Intermittent pneumatic leg compressions acutely upregulate VEGF and MCP-1 expression in skeletal muscle

Abstract

Application of intermittent pneumatic compressions (IPC) is an extensively used therapeutic strategy in vascular medicine, but the mechanisms by which this method works are unclear. We tested the hypothesis that acute application (150 min) of cyclic leg compressions in a rat model signals upregulation of angiogenic factors in skeletal muscle. To explore the impact of different pressures and frequency of compressions, we divided rats into four groups as follows: 120 mmHg (2 s inflation/2 s deflation), 200 mmHg (2 s/2 s), 120 mmHg (4 s/16 s), and control (no intervention).

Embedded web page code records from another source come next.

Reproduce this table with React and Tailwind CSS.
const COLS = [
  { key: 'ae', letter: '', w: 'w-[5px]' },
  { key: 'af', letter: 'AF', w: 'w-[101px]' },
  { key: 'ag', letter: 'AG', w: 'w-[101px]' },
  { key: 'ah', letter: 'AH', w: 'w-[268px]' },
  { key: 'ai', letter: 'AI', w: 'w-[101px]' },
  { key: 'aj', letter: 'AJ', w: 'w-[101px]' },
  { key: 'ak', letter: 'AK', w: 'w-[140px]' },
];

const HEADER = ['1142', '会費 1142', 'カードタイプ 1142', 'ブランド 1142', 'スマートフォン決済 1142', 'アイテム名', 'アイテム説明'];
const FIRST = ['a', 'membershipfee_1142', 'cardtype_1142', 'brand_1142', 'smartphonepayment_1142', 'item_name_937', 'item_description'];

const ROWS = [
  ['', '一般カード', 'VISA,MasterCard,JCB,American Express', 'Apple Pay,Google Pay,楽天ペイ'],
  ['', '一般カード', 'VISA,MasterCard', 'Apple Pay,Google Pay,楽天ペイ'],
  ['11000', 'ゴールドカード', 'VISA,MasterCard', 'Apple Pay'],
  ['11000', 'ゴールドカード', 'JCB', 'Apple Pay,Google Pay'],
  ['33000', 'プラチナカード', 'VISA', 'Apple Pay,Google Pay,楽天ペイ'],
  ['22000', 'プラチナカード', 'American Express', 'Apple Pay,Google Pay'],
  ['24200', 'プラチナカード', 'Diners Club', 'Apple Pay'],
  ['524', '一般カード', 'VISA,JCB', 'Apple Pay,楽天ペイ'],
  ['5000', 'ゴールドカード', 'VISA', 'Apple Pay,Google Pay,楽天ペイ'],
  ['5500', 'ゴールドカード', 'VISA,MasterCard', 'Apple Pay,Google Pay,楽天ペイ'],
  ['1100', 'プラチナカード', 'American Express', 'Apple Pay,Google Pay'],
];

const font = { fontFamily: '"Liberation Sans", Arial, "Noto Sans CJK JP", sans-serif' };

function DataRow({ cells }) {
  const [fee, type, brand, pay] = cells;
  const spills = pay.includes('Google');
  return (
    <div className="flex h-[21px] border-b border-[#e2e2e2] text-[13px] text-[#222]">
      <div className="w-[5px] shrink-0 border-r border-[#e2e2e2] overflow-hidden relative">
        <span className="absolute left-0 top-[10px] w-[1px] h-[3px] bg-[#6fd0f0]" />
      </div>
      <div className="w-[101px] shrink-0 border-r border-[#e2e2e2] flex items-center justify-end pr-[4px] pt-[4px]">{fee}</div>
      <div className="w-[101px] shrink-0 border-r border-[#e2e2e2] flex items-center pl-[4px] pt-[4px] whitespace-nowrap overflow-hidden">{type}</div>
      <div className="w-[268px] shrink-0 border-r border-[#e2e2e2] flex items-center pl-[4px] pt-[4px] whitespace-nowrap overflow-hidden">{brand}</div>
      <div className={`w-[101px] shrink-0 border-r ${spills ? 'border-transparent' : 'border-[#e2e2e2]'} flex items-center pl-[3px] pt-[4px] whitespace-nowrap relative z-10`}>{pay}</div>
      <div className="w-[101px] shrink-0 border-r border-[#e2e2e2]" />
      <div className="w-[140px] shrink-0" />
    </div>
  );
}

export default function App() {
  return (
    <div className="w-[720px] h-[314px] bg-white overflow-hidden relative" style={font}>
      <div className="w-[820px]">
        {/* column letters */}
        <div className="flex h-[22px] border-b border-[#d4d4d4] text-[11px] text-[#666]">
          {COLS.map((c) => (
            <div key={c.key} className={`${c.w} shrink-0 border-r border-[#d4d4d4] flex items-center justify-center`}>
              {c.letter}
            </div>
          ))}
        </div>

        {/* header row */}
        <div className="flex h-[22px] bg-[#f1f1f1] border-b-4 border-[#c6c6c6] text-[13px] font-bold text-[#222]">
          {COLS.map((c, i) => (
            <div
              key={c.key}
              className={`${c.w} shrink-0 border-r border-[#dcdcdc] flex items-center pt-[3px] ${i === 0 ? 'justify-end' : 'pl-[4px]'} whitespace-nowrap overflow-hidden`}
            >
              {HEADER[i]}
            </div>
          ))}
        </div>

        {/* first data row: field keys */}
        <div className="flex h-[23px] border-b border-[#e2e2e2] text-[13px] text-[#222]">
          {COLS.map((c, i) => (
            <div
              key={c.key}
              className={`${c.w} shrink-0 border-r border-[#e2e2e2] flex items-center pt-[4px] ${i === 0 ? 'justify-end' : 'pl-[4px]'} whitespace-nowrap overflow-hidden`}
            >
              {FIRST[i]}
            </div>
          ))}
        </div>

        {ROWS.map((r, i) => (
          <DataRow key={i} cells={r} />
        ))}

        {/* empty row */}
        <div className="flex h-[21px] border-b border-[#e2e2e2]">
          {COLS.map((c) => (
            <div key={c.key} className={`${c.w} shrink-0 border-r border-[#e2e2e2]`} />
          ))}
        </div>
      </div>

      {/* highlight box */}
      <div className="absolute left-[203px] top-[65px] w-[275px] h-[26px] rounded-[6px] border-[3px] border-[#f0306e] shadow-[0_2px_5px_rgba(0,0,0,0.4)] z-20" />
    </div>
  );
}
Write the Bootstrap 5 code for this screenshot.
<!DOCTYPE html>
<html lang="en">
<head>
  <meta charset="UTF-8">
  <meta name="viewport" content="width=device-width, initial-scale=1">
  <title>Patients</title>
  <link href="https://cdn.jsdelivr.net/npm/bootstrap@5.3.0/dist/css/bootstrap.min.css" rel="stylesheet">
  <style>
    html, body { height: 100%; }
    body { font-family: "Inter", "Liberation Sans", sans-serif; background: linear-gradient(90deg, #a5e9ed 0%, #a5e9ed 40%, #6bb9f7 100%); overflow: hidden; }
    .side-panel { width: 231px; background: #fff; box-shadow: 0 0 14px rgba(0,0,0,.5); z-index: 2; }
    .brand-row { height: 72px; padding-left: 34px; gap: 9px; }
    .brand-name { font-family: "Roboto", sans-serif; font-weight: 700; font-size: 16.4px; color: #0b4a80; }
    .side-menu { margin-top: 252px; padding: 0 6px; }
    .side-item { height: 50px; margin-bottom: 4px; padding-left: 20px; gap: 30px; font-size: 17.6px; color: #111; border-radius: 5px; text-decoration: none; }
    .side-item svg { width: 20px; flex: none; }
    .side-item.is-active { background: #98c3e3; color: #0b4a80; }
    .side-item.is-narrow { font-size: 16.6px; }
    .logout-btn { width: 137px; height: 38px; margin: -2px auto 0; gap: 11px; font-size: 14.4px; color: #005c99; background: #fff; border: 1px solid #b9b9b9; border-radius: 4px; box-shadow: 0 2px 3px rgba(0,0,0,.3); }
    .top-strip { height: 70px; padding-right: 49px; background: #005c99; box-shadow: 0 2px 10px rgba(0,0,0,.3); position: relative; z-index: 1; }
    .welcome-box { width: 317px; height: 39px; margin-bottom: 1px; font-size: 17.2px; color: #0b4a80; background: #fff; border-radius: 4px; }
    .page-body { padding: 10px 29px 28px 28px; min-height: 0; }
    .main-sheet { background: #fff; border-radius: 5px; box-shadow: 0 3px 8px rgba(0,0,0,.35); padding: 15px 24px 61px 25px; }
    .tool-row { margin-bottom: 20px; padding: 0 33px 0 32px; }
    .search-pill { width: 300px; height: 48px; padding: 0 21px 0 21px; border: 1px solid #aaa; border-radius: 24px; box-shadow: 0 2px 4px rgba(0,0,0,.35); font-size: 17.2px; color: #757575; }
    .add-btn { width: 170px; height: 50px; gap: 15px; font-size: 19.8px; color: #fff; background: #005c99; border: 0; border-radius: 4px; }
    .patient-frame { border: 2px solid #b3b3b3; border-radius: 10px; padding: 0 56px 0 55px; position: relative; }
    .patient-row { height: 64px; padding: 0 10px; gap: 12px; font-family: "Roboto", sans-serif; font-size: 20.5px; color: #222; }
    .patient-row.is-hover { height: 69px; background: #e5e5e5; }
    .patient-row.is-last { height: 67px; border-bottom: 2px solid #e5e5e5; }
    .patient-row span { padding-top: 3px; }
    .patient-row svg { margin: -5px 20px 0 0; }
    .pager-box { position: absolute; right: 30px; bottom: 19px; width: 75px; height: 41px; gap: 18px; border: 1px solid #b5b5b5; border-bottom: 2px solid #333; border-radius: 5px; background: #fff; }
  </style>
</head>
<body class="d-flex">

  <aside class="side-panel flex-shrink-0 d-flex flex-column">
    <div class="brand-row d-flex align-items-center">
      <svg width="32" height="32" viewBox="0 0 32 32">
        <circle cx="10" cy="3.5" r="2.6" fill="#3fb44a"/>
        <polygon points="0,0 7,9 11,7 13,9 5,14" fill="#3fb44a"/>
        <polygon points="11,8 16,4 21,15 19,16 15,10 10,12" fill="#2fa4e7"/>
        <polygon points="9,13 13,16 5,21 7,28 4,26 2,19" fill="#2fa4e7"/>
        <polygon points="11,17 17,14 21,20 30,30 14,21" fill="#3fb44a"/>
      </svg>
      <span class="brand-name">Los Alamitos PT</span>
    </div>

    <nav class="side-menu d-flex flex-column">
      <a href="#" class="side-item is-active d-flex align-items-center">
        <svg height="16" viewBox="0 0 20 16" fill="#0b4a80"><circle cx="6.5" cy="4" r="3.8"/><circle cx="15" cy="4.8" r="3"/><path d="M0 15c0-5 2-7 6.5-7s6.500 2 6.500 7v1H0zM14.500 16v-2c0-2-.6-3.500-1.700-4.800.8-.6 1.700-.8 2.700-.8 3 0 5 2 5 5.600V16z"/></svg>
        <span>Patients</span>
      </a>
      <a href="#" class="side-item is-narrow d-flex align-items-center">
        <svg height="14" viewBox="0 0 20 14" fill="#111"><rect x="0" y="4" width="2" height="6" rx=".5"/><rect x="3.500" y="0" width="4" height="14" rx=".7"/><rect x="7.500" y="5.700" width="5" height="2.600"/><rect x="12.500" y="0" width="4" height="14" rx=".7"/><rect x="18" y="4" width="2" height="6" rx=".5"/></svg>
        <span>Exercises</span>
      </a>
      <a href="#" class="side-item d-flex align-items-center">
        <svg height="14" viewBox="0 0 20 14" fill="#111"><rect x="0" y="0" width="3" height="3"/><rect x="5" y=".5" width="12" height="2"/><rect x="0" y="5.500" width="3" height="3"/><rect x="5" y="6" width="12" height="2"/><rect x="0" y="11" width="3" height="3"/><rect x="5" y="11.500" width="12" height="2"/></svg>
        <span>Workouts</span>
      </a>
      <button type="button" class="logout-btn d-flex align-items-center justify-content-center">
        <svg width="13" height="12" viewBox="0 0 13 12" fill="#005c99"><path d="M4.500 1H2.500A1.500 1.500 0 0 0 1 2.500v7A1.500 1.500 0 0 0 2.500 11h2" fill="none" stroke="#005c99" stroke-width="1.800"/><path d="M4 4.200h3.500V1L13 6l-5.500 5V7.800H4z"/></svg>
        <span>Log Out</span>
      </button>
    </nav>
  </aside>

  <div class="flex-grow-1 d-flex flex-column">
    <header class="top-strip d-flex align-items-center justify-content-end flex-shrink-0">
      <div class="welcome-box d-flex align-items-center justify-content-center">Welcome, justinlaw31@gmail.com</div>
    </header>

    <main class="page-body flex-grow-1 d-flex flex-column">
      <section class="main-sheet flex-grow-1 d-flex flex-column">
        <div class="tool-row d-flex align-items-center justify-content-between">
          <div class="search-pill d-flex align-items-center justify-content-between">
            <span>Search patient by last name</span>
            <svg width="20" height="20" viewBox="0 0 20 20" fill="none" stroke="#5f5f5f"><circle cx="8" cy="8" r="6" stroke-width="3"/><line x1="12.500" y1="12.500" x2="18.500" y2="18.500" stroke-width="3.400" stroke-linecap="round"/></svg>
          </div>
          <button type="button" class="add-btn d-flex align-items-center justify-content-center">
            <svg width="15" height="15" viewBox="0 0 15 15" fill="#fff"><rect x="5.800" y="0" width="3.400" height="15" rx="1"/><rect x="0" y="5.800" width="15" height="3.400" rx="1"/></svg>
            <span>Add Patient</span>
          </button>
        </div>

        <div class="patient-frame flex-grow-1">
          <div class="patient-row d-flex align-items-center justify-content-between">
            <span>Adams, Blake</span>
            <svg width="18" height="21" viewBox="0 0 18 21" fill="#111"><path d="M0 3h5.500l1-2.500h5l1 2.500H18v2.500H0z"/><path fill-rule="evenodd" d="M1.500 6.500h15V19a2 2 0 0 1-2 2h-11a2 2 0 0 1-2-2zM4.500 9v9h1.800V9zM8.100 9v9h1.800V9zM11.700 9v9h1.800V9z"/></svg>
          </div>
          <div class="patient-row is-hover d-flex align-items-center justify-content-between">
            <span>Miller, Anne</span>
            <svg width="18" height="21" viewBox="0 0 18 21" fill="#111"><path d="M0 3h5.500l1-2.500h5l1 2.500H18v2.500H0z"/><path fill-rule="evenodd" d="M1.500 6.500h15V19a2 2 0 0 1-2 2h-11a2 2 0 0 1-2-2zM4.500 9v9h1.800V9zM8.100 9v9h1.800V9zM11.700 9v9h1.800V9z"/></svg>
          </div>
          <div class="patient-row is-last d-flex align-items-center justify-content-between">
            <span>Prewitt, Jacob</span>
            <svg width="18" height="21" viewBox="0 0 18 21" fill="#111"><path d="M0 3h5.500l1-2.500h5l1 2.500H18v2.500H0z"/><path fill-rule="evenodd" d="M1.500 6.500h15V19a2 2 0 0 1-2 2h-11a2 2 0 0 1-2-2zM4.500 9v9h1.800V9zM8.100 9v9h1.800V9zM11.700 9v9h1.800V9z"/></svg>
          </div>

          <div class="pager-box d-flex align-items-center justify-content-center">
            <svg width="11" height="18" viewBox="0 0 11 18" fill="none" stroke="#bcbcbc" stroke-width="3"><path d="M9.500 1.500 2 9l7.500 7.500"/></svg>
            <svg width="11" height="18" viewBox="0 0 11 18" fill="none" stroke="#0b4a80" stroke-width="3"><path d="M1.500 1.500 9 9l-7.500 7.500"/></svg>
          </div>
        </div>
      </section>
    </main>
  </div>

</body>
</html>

Blood flow and leg oxygenation (study 1) and the mRNA expression of angiogenic mediators in the rat tibialis anterior muscle (study 2) were assessed after a single session of IPC. In all three groups exposed to the intervention, a modest hyperemia (approximately 37% above baseline) between compressions and a slight, nonsignificant increase in leg oxygen consumption (approximately 30%) were observed during IPC. Compared with values in the control group, vascular endothelial growth factor (VEGF) and monocyte chemotactic protein-1 (MCP-1) mRNA increased significantly (P < 0.05) only in rats exposed to the higher frequency of compressions (2 s on/2 s off). Endothelial nitric oxide synthase, matrix metalloproteinase-2, and hypoxia-inducible factor-1alpha mRNA did not change significantly following the intervention. These findings show that IPC application augments the mRNA content of key angiogenic factors in skeletal muscle. Importantly, the magnitude of changes in mRNA expression appeared to be modulated by the frequency of compressions such that a higher frequency (15 cycles/min) evoked more robust changes in VEGF and MCP-1 compared with a lower frequency (3 cycles/min).

Fig. 1.

Schematic illustration of intermittent pneumatic limb compression (IPC) application in the rat leg. A blood pressure cuff was wrapped around the left leg and firmly secured with umbilical tape. To prevent cuff displacement during the intermittent compressions, the leg was secured in place. A, catheter on the carotid artery; B, blood flow meter placed on the femoral artery, C, catheter placed on a branch of the femoral vein; D, cuff for application of compressions. See methods for details.

Fig. 2.

Representative recordings of femoral blood flow (FBF) responses to IPC. Blood flow increased temporarily above baseline values following cuff deflation. A: 120 mmHg (2 s on/2 s off). B: 200 mmHg (2 s on/2 s off). C: 120 mmHg (4 s on/16 s off).

Fig. 3.

Net changes in blood pressure (A), FBF (B), and femoral conductance (C) during an acute bout of IPC application. *P < 0.05, baseline is different from compression.

Fig. 4.

Leg O₂ delivery (A), arterial-venous (a-v) O₂ content difference (B), and oxygen consumption (V̇o₂; C) before and after an acute bout of IPC application.

Fig. 5.

Fold changes in mRNA of vascular endothelial growth factor (VEGF; A) and monocyte chemoattractant protein-1 (MCP-1; B) following 150 min of IPC application. The right leg, harvested before the intervention, served as a baseline expression control. Values are means ± SE; n = 8 for 200 mmHg (2 s on/2 s off), 120 mmHg (4 s on/16 s off), and no intervention groups and n = 7 in 120 mmHg (2 s on/2 s off) group. *P < 0.05, different from no intervention group.